# [Work required]
Each line containing the word "this" must be collected.

# [Provided entries]
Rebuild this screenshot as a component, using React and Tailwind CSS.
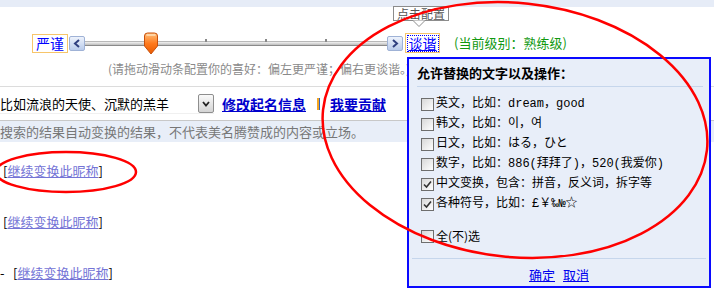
import React from "react";

const cjk = { fontFamily: '"Noto Sans CJK SC", "Noto Sans", sans-serif' };
const mono = { fontFamily: '"Liberation Mono", "Noto Sans CJK SC", monospace' };

function ArrowButton({ dir }) {
  return (
    <div className="w-[16px] h-[15px] border border-[#9fb2d6] rounded-[2px] bg-gradient-to-b from-[#eef3fc] to-[#b9cbeb] flex items-center justify-center">
      <svg width="8" height="9" viewBox="0 0 8 9">
        {dir === "left" ? (
          <path d="M6 1 L2 4.5 L6 8" fill="none" stroke="#2f3f7f" strokeWidth="2" />
        ) : (
          <path d="M2 1 L6 4.5 L2 8" fill="none" stroke="#2f3f7f" strokeWidth="2" />
        )}
      </svg>
    </div>
  );
}

function Thumb() {
  return (
    <svg width="16" height="23" viewBox="0 0 16 23">
      <defs>
        <linearGradient id="tg" x1="0" y1="0" x2="0" y2="1">
          <stop offset="0" stopColor="#ffc07a" />
          <stop offset="0.5" stopColor="#ff7a1e" />
          <stop offset="1" stopColor="#e85a00" />
        </linearGradient>
      </defs>
      <path
        d="M1.5 4 Q1.5 1 4.5 1 H11.5 Q14.5 1 14.5 4 V14 L8 22 L1.5 14 Z"
        fill="url(#tg)"
        stroke="#c9500c"
        strokeWidth="1"
      />
      <path d="M4 3 H12" stroke="#ffe0b8" strokeWidth="1.5" strokeLinecap="round" />
    </svg>
  );
}

function Checkbox({ checked }) {
  return (
    <div className="w-[13px] h-[13px] border border-[#6e6e6e] bg-gradient-to-br from-[#d8d8d8] to-[#ffffff] flex items-center justify-center shrink-0">
      {checked && (
        <svg width="9" height="9" viewBox="0 0 9 9">
          <path d="M1 4.5 L3.5 7 L8 1.5" fill="none" stroke="#333" strokeWidth="1.6" />
        </svg>
      )}
    </div>
  );
}

const items = [
  { text: "英文，比如：dream，good", checked: false },
  { text: "韩文，比如：이，여", checked: false },
  { text: "日文，比如：はる，ひと", checked: false },
  { text: "数字，比如：886(拜拜了)，520(我爱你)", checked: false },
  { text: "中文变换，包含：拼音，反义词，拆字等", checked: true },
  { text: "各种符号，比如：£￥‰№☆", checked: true },
];

function LinkLine({ dash }) {
  return (
    <div className="h-[20px] flex items-center text-[13px] text-black" style={cjk}>
      {dash && <span className="w-[10px]">-</span>}
      <span className="ml-[3px]">[</span>
      <span className="text-[#7474d6] underline">继续变换此昵称</span>
      <span>]</span>
    </div>
  );
}

export default function App() {
  return (
    <div className="relative w-[714px] h-[292px] overflow-hidden bg-white" style={cjk}>
      <div className="h-[7px] bg-[#e6ecf7]" />

      {/* slider row */}
      <div className="flex items-center mt-[26px] pl-[32px] h-[20px]">
        <div className="w-[36px] h-[19px] border border-[#f7c56a] bg-white text-[14px] leading-[17px] text-[#0000ff] flex items-center justify-center">
          严谨
        </div>
        <div className="ml-[1px]">
          <ArrowButton dir="left" />
        </div>
        <div className="relative w-[302px] h-[20px] flex items-center">
          <div className="w-full h-[5px] border-t border-[#b8b8b8] border-b border-b-[#8a8a8a] bg-gradient-to-b from-[#f2f2f2] to-[#bdbdbd]" />
          <div className="absolute left-[120px] top-[6px] w-[2px] h-[3px] bg-[#888]" />
          <div className="absolute left-[180px] top-[6px] w-[2px] h-[3px] bg-[#888]" />
          <div className="absolute left-[240px] top-[6px] w-[2px] h-[3px] bg-[#888]" />
          <div className="absolute left-[58px] top-[-1px]">
            <Thumb />
          </div>
        </div>
        <ArrowButton dir="right" />
        <div className="ml-[2px] w-[35px] h-[20px] border border-[#f7c56a] bg-white flex items-center justify-center">
          <span className="border border-dotted border-[#0000ff] text-[14px] leading-[15px] text-[#0000ff] px-[1px] underline">
            谈谐
          </span>
        </div>
        <span className="ml-[14px] text-[13px] text-[#119911]">(当前级别：熟练级)</span>
      </div>

      {/* hint */}
      <div className="pl-[108px] mt-[7px] h-[18px] text-[12px] leading-[18px] text-[#8a8a8a]">
        (请拖动滑动条配置你的喜好：偏左更严谨；偏右更谈谐。)
      </div>

      <div className="mt-[8px] h-px bg-[#dcdcdc]" />

      {/* select row */}
      <div className="flex items-center mt-[7px] h-[20px]">
        <div className="w-[214px] h-[20px] flex items-center justify-between border-b border-[#f0f0f0]">
          <span className="text-[13px] text-black leading-[20px]">比如流浪的天使、沉默的羔羊</span>
          <div className="w-[16px] h-[19px] border border-[#8e8e8e] rounded-[2px] bg-gradient-to-b from-[#fafafa] to-[#d4d4d4] flex items-center justify-center">
            <svg width="8" height="6" viewBox="0 0 8 6">
              <path d="M1 1 L4 4.5 L7 1" fill="none" stroke="#222" strokeWidth="1.8" />
            </svg>
          </div>
        </div>
        <span className="ml-[8px] text-[14px] font-bold text-[#0000cc] underline">修改起名信息</span>
        <span className="ml-[11px] flex h-[12px]">
          <span className="w-[2px] bg-[#f4a623]" />
          <span className="w-[1px] bg-[#3060c0]" />
        </span>
        <span className="ml-[10px] text-[14px] font-bold text-[#0000cc] underline">我要贡献</span>
      </div>

      {/* notice band */}
      <div className="mt-[6px] h-[22px] border-t border-[#c8c8c8] bg-[#e8eef8] text-[13px] leading-[21px] text-[#777]">
        搜索的结果自动变换的结果，不代表美名腾赞成的内容或立场。
      </div>

      <div className="mt-[19px] flex flex-col gap-[31px]">
        <LinkLine />
        <LinkLine />
        <LinkLine dash />
      </div>

      {/* tooltip */}
      <div className="absolute left-[393px] top-[6px]">
        <div className="border border-[#8c8c8c] bg-white px-[3px] h-[15px] text-[12px] leading-[13px] text-[#555]">
          点击配置
        </div>
        <svg className="absolute left-[20px] top-[14px]" width="12" height="8" viewBox="0 0 12 8">
          <path d="M0 0.5 L6 6.5 L12 0.5" fill="#fff" stroke="#8c8c8c" strokeWidth="1" />
        </svg>
      </div>

      {/* options popup */}
      <div className="absolute left-[407px] top-[57px] w-[304px] h-[231px] border-2 border-[#0a0aff] bg-[#e8eef9]">
        <div className="pl-[8px] pt-[4px] h-[24px] text-[13px] leading-[20px] font-bold text-black">
          允许替换的文字以及操作：
        </div>
        <div className="ml-[8px] mr-[6px] mt-[3px] h-px bg-[#c6d6ec]" />
        <div className="pl-[12px] pt-[7px] flex flex-col">
          {items.map((it) => (
            <div key={it.text} className="h-[20px] flex items-center gap-[2px] text-[12px] text-black" style={mono}>
              <Checkbox checked={it.checked} />
              <span>{it.text}</span>
            </div>
          ))}
          <div className="mt-[12px] h-[20px] flex items-center gap-[2px] text-[12px] text-black">
            <Checkbox />
            <span>全(不)选</span>
          </div>
        </div>
        <div className="ml-[3px] mr-[3px] mt-[12px] h-px bg-[#c6d6ec]" />
        <div className="mt-[6px] flex justify-center gap-[8px] text-[13px] text-[#0000ee]">
          <span className="underline">确定</span>
          <span className="underline">取消</span>
        </div>
      </div>

      {/* red annotation ellipses */}
      <svg className="absolute left-0 top-0 pointer-events-none" width="714" height="292">
        <ellipse cx="66" cy="172" rx="70" ry="20" fill="none" stroke="#f00" strokeWidth="2.5" />
        <ellipse
          cx="515"
          cy="130"
          rx="193"
          ry="127"
          fill="none"
          stroke="#f00"
          strokeWidth="2.5"
          transform="rotate(6 515 130)"
        />
      </svg>
    </div>
  );
}
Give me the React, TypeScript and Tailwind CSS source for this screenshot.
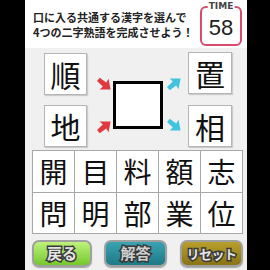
import React from "react";

const Arrow = ({ color, angle }: { color: string; angle: number }) => (
  <svg width="17" height="17" viewBox="0 0 16 16">
    <polygon
      points="0.5,6 8,5.5 7.5,1.5 15.5,8 7.5,14.5 8,10.5 0.5,10"
      fill={color}
      transform={`rotate(${angle} 8 8)`}
    />
  </svg>
);

const SideBox = ({ ch, w }: { ch: string; w: string }) => (
  <div
    className={`${w} h-[42px] bg-white border border-[#b5b5b5] shadow-[1px_1px_1px_rgba(0,0,0,0.15)] flex items-center justify-center text-[30px] leading-none text-[#111]`}
  >
    {ch}
  </div>
);

const grid = ["開", "目", "料", "額", "志", "問", "明", "部", "業", "位"];

export default function App() {
  return (
    <div className="w-[270px] h-[270px] bg-black flex font-['Noto_Sans_CJK_JP',sans-serif] overflow-hidden">
      <div className="ml-[25px] w-[222px] h-full flex flex-col bg-[#f0f0f0]">
        {/* header */}
        <div className="h-[48px] bg-white flex shrink-0">
          <div className="pl-[8px] pt-[10px] text-[11px] font-bold leading-[15px] text-[#222] whitespace-nowrap">
            <div>口に入る共通する漢字を選んで</div>
            <div>4つの二字熟語を完成させよう！</div>
          </div>
          <div className="ml-auto mr-[5px] mt-[6px] w-[42px] h-[40px] border-2 border-[#d94a6e] rounded-[6px] relative flex items-center justify-center">
            <span className="absolute -top-[7px] left-1/2 -translate-x-1/2 bg-white px-[1px] text-[9px] font-bold leading-[10px] text-[#444] font-['DejaVu_Sans',sans-serif]">
              TIME
            </span>
            <span className="mt-[4px] text-[22px] leading-none text-[#222] font-['Liberation_Sans',sans-serif]">
              58
            </span>
          </div>
        </div>

        {/* puzzle */}
        <div className="h-[102px] shrink-0 flex pl-[19px] pt-[5px]">
          <div className="flex flex-col gap-[10px]">
            <SideBox ch="順" w="w-[43px]" />
            <SideBox ch="地" w="w-[43px]" />
          </div>
          <div className="w-[26px] flex flex-col pl-[9px] pt-[23px] gap-[25px]">
            <Arrow color="#e03a3e" angle={40} />
            <Arrow color="#e03a3e" angle={-40} />
          </div>
          <div className="mt-[28px] w-[50px] h-[48px] border-[3px] border-black bg-white" />
          <div className="w-[25px] flex flex-col pl-[3px] pt-[22px] gap-[25px]">
            <Arrow color="#42c3df" angle={-40} />
            <Arrow color="#42c3df" angle={40} />
          </div>
          <div className="flex flex-col gap-[11px] -mt-[1px]">
            <SideBox ch="置" w="w-[44px]" />
            <SideBox ch="相" w="w-[44px]" />
          </div>
        </div>

        {/* grid */}
        <div className="ml-[7px] w-[211px] h-[84px] grid grid-cols-5 grid-rows-2 border-l border-t border-[#a8a8a8] bg-white shrink-0">
          {grid.map((c) => (
            <div
              key={c}
              className="border-r border-b border-[#a8a8a8] flex items-center justify-center text-[28px] leading-none text-[#111]"
            >
              {c}
            </div>
          ))}
        </div>

        {/* buttons */}
        <div className="flex pl-[7px] mt-[6px] gap-[12px]">
          <button className="w-[60px] h-[27px] rounded-[7px] border-2 border-[#a0a0a0] bg-linear-to-b from-[#bdf27a] to-[#74c828] flex items-center justify-center text-[15px] font-bold text-[#e4e4e4] [-webkit-text-stroke:3px_#3a3a3a] [paint-order:stroke_fill] shadow-[0_1px_1px_rgba(0,0,0,0.3)]">
            戻る
          </button>
          <button className="w-[63px] h-[27px] rounded-[7px] border-2 border-[#a0a0a0] bg-linear-to-b from-[#3aa3b1] to-[#1d7a86] flex items-center justify-center text-[15px] font-bold text-[#d0d0d0] [-webkit-text-stroke:3px_#3a3a3a] [paint-order:stroke_fill] shadow-[0_1px_1px_rgba(0,0,0,0.3)]">
            解答
          </button>
          <button className="w-[63px] h-[27px] ml-[1px] rounded-[7px] border-2 border-[#a0a0a0] bg-linear-to-b from-[#b89f2c] to-[#8a7412] flex items-center justify-center text-[13px] font-bold text-[#e4e4e4] [-webkit-text-stroke:3px_#3a3a3a] [paint-order:stroke_fill] shadow-[0_1px_1px_rgba(0,0,0,0.3)] tracking-[-0.5px]">
            リセット
          </button>
        </div>
      </div>
    </div>
  );
}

# [Written response]
Rebuild this screenshot as a component, using React and Tailwind CSS.
Give me the React, TypeScript and Tailwind CSS source for this screenshot.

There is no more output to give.